◆ Goal
Can you output the material exactly as written, minus any pictures it holds?

◆ Material provided

--- Start ---

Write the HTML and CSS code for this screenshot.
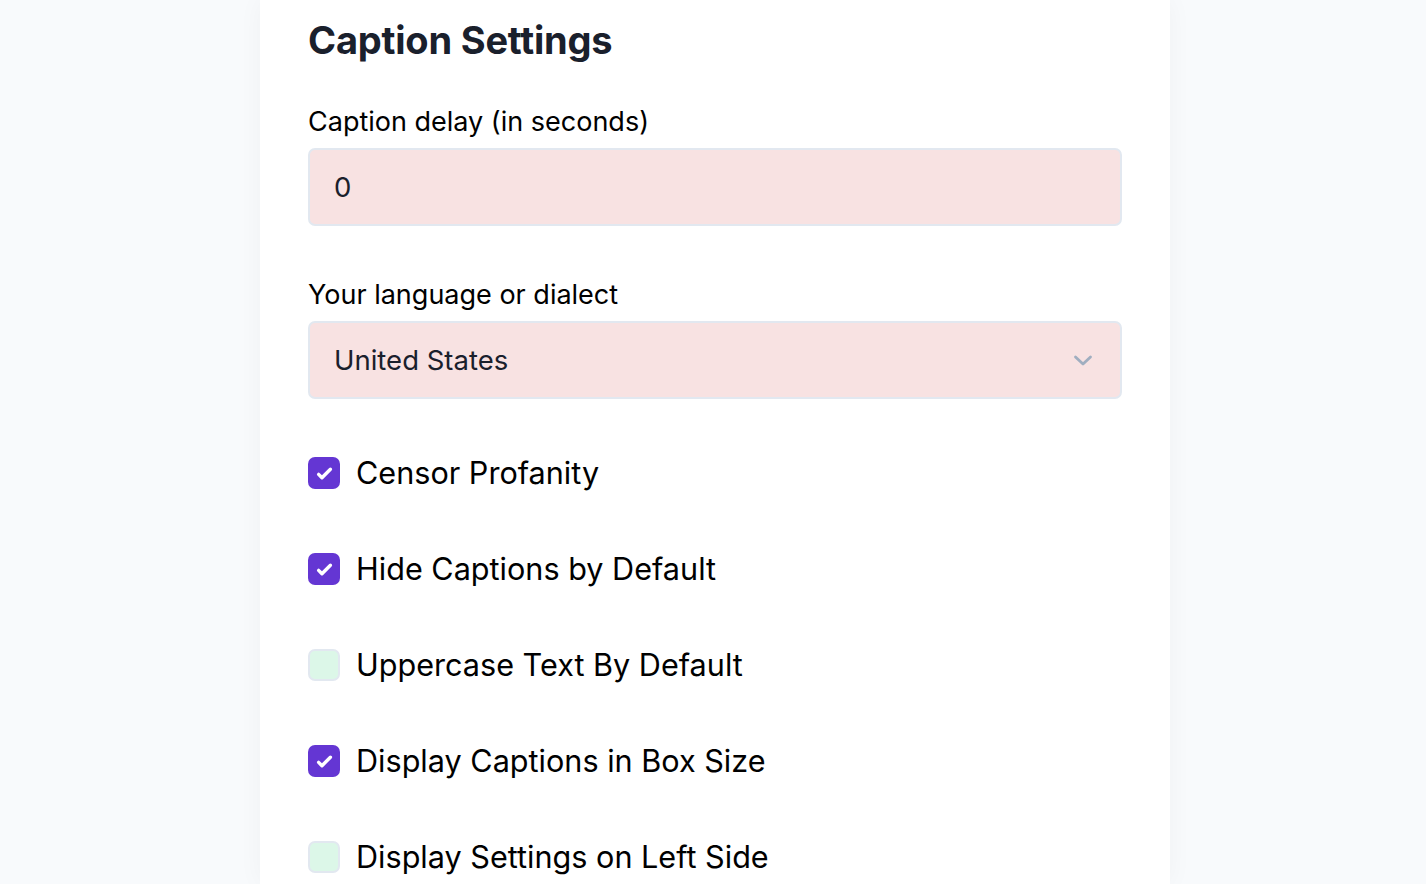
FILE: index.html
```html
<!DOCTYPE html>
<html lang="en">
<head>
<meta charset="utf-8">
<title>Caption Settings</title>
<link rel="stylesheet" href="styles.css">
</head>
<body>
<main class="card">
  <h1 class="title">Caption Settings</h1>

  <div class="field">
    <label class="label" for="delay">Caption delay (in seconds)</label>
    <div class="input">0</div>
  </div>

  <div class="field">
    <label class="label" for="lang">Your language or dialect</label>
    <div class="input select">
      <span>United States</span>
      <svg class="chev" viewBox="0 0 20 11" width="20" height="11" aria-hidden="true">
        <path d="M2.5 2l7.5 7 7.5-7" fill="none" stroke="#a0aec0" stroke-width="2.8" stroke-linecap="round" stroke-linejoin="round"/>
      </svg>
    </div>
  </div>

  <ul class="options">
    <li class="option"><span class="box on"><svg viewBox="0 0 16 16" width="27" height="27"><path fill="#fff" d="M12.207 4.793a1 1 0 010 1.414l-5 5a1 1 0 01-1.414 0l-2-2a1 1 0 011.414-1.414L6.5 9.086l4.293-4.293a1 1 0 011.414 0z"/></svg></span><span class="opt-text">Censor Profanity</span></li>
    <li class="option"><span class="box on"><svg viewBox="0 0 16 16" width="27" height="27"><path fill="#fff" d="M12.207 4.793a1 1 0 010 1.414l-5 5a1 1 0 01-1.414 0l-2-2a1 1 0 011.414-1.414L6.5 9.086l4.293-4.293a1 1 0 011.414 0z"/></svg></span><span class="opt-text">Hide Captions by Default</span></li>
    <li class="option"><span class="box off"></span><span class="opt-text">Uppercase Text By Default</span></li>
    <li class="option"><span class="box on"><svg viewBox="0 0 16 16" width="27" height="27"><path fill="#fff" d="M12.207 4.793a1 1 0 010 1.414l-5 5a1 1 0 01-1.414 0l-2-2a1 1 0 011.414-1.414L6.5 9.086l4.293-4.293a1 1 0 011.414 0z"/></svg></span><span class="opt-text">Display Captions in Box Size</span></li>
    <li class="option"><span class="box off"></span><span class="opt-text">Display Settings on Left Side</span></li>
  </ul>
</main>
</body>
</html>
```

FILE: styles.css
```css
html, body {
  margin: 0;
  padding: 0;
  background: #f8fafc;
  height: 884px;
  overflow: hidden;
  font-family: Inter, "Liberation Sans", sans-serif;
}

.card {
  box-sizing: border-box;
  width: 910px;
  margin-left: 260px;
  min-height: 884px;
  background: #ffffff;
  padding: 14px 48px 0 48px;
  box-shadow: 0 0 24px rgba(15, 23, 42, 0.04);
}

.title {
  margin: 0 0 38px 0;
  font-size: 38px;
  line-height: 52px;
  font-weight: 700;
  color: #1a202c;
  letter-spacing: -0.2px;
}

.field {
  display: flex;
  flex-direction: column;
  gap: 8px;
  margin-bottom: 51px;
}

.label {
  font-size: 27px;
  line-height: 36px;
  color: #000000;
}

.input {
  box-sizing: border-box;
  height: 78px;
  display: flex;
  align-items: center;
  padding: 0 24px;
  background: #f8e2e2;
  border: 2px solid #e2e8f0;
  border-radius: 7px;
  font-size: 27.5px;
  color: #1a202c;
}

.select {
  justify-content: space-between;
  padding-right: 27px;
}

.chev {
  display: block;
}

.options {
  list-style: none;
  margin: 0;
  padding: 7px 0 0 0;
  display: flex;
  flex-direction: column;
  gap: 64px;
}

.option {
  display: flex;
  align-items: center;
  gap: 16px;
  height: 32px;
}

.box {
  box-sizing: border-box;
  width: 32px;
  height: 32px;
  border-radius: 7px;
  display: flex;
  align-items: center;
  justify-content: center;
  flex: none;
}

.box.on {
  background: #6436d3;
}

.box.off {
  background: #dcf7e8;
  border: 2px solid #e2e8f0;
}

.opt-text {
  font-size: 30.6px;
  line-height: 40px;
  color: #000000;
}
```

--- End ---

◆ The result
Write the HTML and CSS code for this screenshot.
FILE: index.html
```html
<!DOCTYPE html>
<html lang="en">
<head>
<meta charset="utf-8">
<title>Caption Settings</title>
<link rel="stylesheet" href="styles.css">
</head>
<body>
<main class="card">
  <h1 class="title">Caption Settings</h1>

  <div class="field">
    <label class="label" for="delay">Caption delay (in seconds)</label>
    <div class="input">0</div>
  </div>

  <div class="field">
    <label class="label" for="lang">Your language or dialect</label>
    <div class="input select">
      <span>United States</span>
      <svg class="chev" viewBox="0 0 20 11" width="20" height="11" aria-hidden="true">
        <path d="M2.5 2l7.5 7 7.5-7" fill="none" stroke="#a0aec0" stroke-width="2.8" stroke-linecap="round" stroke-linejoin="round"/>
      </svg>
    </div>
  </div>

  <ul class="options">
    <li class="option"><span class="box on"><svg viewBox="0 0 16 16" width="27" height="27"><path fill="#fff" d="M12.207 4.793a1 1 0 010 1.414l-5 5a1 1 0 01-1.414 0l-2-2a1 1 0 011.414-1.414L6.5 9.086l4.293-4.293a1 1 0 011.414 0z"/></svg></span><span class="opt-text">Censor Profanity</span></li>
    <li class="option"><span class="box on"><svg viewBox="0 0 16 16" width="27" height="27"><path fill="#fff" d="M12.207 4.793a1 1 0 010 1.414l-5 5a1 1 0 01-1.414 0l-2-2a1 1 0 011.414-1.414L6.5 9.086l4.293-4.293a1 1 0 011.414 0z"/></svg></span><span class="opt-text">Hide Captions by Default</span></li>
    <li class="option"><span class="box off"></span><span class="opt-text">Uppercase Text By Default</span></li>
    <li class="option"><span class="box on"><svg viewBox="0 0 16 16" width="27" height="27"><path fill="#fff" d="M12.207 4.793a1 1 0 010 1.414l-5 5a1 1 0 01-1.414 0l-2-2a1 1 0 011.414-1.414L6.5 9.086l4.293-4.293a1 1 0 011.414 0z"/></svg></span><span class="opt-text">Display Captions in Box Size</span></li>
    <li class="option"><span class="box off"></span><span class="opt-text">Display Settings on Left Side</span></li>
  </ul>
</main>
</body>
</html>
```

FILE: styles.css
```css
html, body {
  margin: 0;
  padding: 0;
  background: #f8fafc;
  height: 884px;
  overflow: hidden;
  font-family: Inter, "Liberation Sans", sans-serif;
}

.card {
  box-sizing: border-box;
  width: 910px;
  margin-left: 260px;
  min-height: 884px;
  background: #ffffff;
  padding: 14px 48px 0 48px;
  box-shadow: 0 0 24px rgba(15, 23, 42, 0.04);
}

.title {
  margin: 0 0 38px 0;
  font-size: 38px;
  line-height: 52px;
  font-weight: 700;
  color: #1a202c;
  letter-spacing: -0.2px;
}

.field {
  display: flex;
  flex-direction: column;
  gap: 8px;
  margin-bottom: 51px;
}

.label {
  font-size: 27px;
  line-height: 36px;
  color: #000000;
}

.input {
  box-sizing: border-box;
  height: 78px;
  display: flex;
  align-items: center;
  padding: 0 24px;
  background: #f8e2e2;
  border: 2px solid #e2e8f0;
  border-radius: 7px;
  font-size: 27.5px;
  color: #1a202c;
}

.select {
  justify-content: space-between;
  padding-right: 27px;
}

.chev {
  display: block;
}

.options {
  list-style: none;
  margin: 0;
  padding: 7px 0 0 0;
  display: flex;
  flex-direction: column;
  gap: 64px;
}

.option {
  display: flex;
  align-items: center;
  gap: 16px;
  height: 32px;
}

.box {
  box-sizing: border-box;
  width: 32px;
  height: 32px;
  border-radius: 7px;
  display: flex;
  align-items: center;
  justify-content: center;
  flex: none;
}

.box.on {
  background: #6436d3;
}

.box.off {
  background: #dcf7e8;
  border: 2px solid #e2e8f0;
}

.opt-text {
  font-size: 30.6px;
  line-height: 40px;
  color: #000000;
}
```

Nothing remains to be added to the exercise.